By David K. Shipler
In the rush
after the Paris attacks to step up surveillance, the usual arguments are being
heard on one side about violations of civil liberties, and, on the other, about
obstacles to monitoring because of what CIA director John Brennan derides as “hand-wringing”
over government intrusion. But there is a less visible problem, often mentioned
by former intelligence officials: Excessive, unfocused surveillance has
produced floods of information beyond what the professionals can digest and
analyze.
At an
illuminating panel in Washington two months ago, three former officials of the
National Security Agency—Thomas Drake, William Binney, and J. Kirk Wiebe—made
precisely that point, and if you talk to others who have been in the business, many
of them will tell you the same thing.

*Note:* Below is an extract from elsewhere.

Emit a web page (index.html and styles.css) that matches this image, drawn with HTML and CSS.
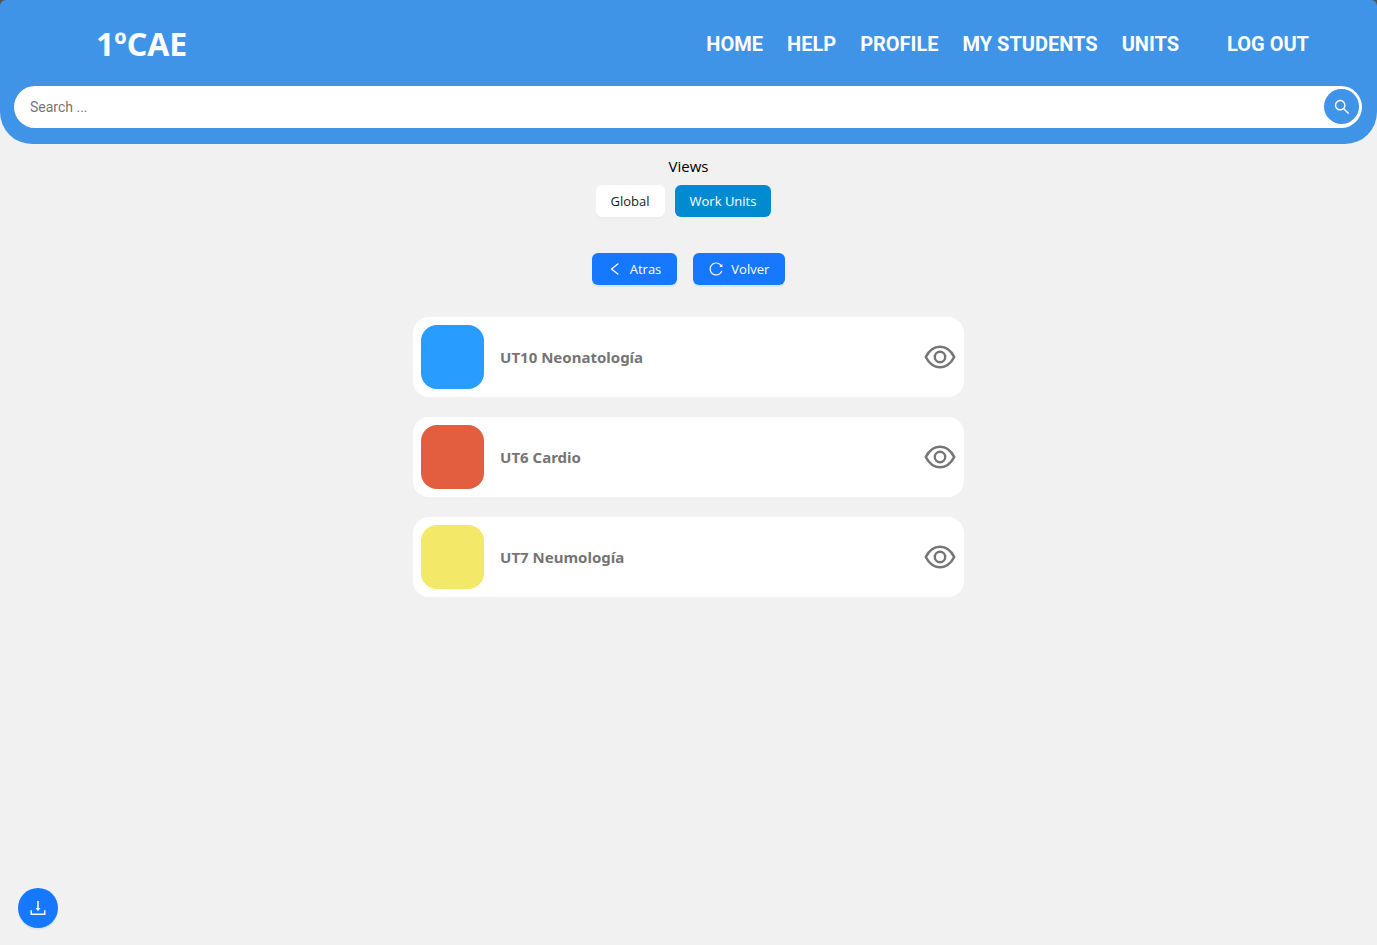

The petabytes of data that have been
vacuumed up almost indiscriminately since 9/11 are stored untranslated, unread,
and unsifted in digital files, well off the radar of the agents who are charged
with spotting radicals before they commit the next atrocity.
The
American Civil Liberties Union, whose overriding goal is to protect
constitutional rights, came up with the perfect metaphor after the Patriot Act
diluted the Fourth Amendment’s protections in 2001: You don’t find a needle in
a haystack by increasing the size of the haystack. Yet expanding the haystack
is what was done, and is what is now being proposed.